Vous êtes référente EDD dans votre établissement. Quel rôle jouent les collègues ou la direction de l'école dans la mise en œuvre de l'EDD ?
La mise en place de projets est étroitement liée au soutien de la direction. Impliquée et engagée, elle servira de catalyseur aux projets proposés et ceux-ci pourront être menés avec plus ou moins de liberté. Lorsque le Département de l’enseignement a demandé à tous les établissements scolaires vaudois de nommer un.e référent.e durabilité, l’accueil n’a pas été le même partout. Cette prise de fonction allait forcément générer des remises en question et des changements, ce qui n’est pas forcément reçu par toutes les directions de la même manière. Il en est de même pour les collègues. La résistance au changement est un des freins principaux à la mise en place de projets. Et entamer un processus de réflexion est déjà une prise de conscience.
« Les élèves comprennent les enjeux et peuvent montrer un intérêt sincère
au monde qui les entoure et à celles et ceux qui l’habitent,
ainsi qu’une réelle capacité à s’engager si on les invite à le faire. »

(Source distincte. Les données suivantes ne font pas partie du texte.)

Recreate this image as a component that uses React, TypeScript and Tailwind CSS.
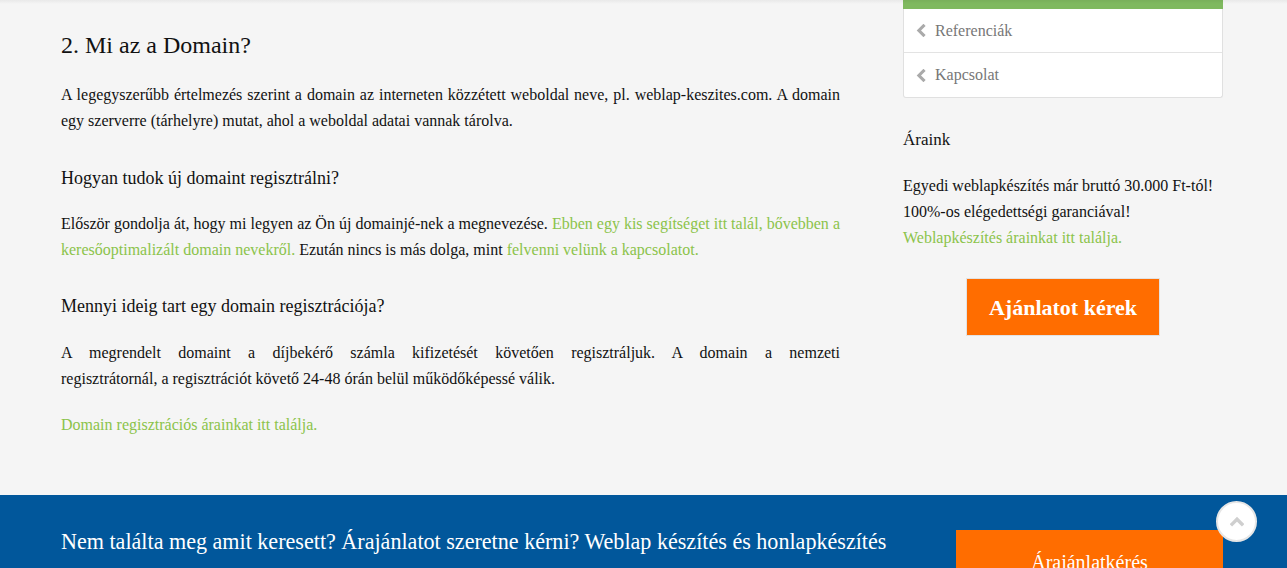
import React from 'react';

const Chevron: React.FC<{ dir: 'left' | 'up'; className?: string }> = ({ dir, className }) => (
  <svg viewBox="0 0 10 10" className={className} fill="none" stroke="currentColor" strokeWidth={2.4} strokeLinecap="square">
    {dir === 'left' ? <polyline points="6.5,1.5 3,5 6.5,8.5" /> : <polyline points="1.5,6.5 5,3 8.5,6.5" />}
  </svg>
);

const link = 'text-[#8bc34a]';

export default function App() {
  return (
    <div className="relative min-h-[568px] bg-[#f5f5f5] text-[#111] font-['Liberation_Serif',serif]">
      {/* faint header shadow */}
      <div className="absolute inset-x-0 top-0 h-[4px] bg-gradient-to-b from-black/5 to-transparent z-10" />

      <div className="flex pl-[61px] pr-[64px] gap-[63px]">
        {/* Main article */}
        <main className="w-[779px] pt-[32px] pb-[57px]">
          <h2 className="text-[24px] leading-[26px]">2. Mi az a Domain?</h2>
          <p className="mt-[24px] text-[16px] leading-[26px] text-justify">
            A legegyszerűbb értelmezés szerint a domain az interneten közzétett weboldal neve, pl. weblap-keszites.com. A domain
            egy szerverre (tárhelyre) mutat, ahol a weboldal adatai vannak tárolva.
          </p>

          <h3 className="mt-[33px] text-[18px] leading-[22px]">Hogyan tudok új domaint regisztrálni?</h3>
          <p className="mt-[22px] text-[16px] leading-[26px] text-justify">
            Először gondolja át, hogy mi legyen az Ön új domainjé-nek a megnevezése.{' '}
            <span className={link}>Ebben egy kis segítséget itt talál, bővebben a keresőoptimalizált domain nevekről.</span>{' '}
            Ezután nincs is más dolga, mint <span className={link}>felvenni velünk a kapcsolatot.</span>
          </p>

          <h3 className="mt-[32px] text-[18px] leading-[22px]">Mennyi ideig tart egy domain regisztrációja?</h3>
          <p className="mt-[23px] text-[16px] leading-[26px]">
            <span className="block text-justify [text-align-last:justify]">
              A megrendelt domaint a díjbekérő számla kifizetését követően regisztráljuk. A domain a nemzeti
            </span>
            <span className="block">regisztrátornál, a regisztrációt követő 24-48 órán belül működőképessé válik.</span>
          </p>

          <p className={`mt-[20px] text-[16px] leading-[26px] ${link}`}>Domain regisztrációs árainkat itt találja.</p>
        </main>

        {/* Sidebar */}
        <aside className="w-[320px]">
          <div className="bg-white border border-[#e0e0e0] border-t-0 rounded-b-[3px]">
            <div className="h-[9px] bg-[#7fb95f] -mx-px" />
            <div className="flex items-center h-[44px] pl-[11px] gap-[7px] text-[16px] text-[#777] border-b border-[#e3e3e3]">
              <Chevron dir="left" className="w-[13px] h-[13px] text-[#aaa]" />
              <span>Referenciák</span>
            </div>
            <div className="flex items-center h-[44px] pl-[11px] gap-[7px] text-[16px] text-[#777]">
              <Chevron dir="left" className="w-[13px] h-[13px] text-[#aaa]" />
              <span>Kapcsolat</span>
            </div>
          </div>

          <h4 className="mt-[31px] text-[17px] leading-[22px]">Áraink</h4>
          <p className="mt-[22px] text-[16px] leading-[26px]">
            Egyedi weblapkészítés már bruttó 30.000 Ft-tól!
            <br />
            100%-os elégedettségi garanciával!
            <br />
            <span className={link}>Weblapkészítés árainkat itt találja.</span>
          </p>
          <div className="flex justify-center mt-[27px]">
            <button className="w-[194px] h-[58px] bg-[#ff6d00] border border-[#e2e2e2] text-white font-bold text-[22px]">
              Ajánlatot kérek
            </button>
          </div>
        </aside>
      </div>

      {/* Footer call to action */}
      <footer className="bg-[#01579b] h-[73px] overflow-hidden flex items-start justify-between pl-[61px] pr-[64px] pt-[33px]">
        <p className="text-white text-[22.1px] leading-[28px]">
          Nem találta meg amit keresett? Árajánlatot szeretne kérni? Weblap készítés és honlapkészítés
        </p>
        <div className="mt-[2px] w-[267px] h-[60px] bg-[#ff6d00] text-white text-[20px] leading-[24px] flex justify-center pt-[20px]">
          Árajánlatkérés
        </div>
      </footer>

      {/* Scroll to top */}
      <div className="absolute right-[30px] bottom-[26px] w-[41px] h-[41px] rounded-full bg-white border-2 border-[#e6e6e6] flex items-center justify-center">
        <Chevron dir="up" className="w-[14px] h-[14px] text-[#cfcfcf]" />
      </div>
    </div>
  );
}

Quand vous pensez à vos élèves, quels types de compétences souhaiteriez-vous qu’ils/elles puissent développer à l’école pour affronter les défis de durabilité qui se présentent ?
Il me tient sincèrement à cœur de les voir garder ce sens de l’émerveillement pour les choses qui les entourent, cette ouverture d’esprit et cette absence de jugement de l’autre qu’ont la plupart du temps les enfants. Cela peut changer en grandissant mais tout ce qui est transmis dès leur plus jeune âge pose les fondations de leur curiosité et leur ouverture au monde, faisant d’eux des émissaires de choix auprès de leurs pairs. J’aimerais qu’ils prennent conscience des liens qui interagissent entre les êtres humains et leur environnement et qu’ils puissent, au fil du temps, élargir leur perception de tout ce qui les entoure et que cela les guide dans leurs décisions. Qu’ils développent un mode de pensée transposable au monde qui les entoure, en se sentant concernés, responsables et impliqués dans les choix qu’ils feront.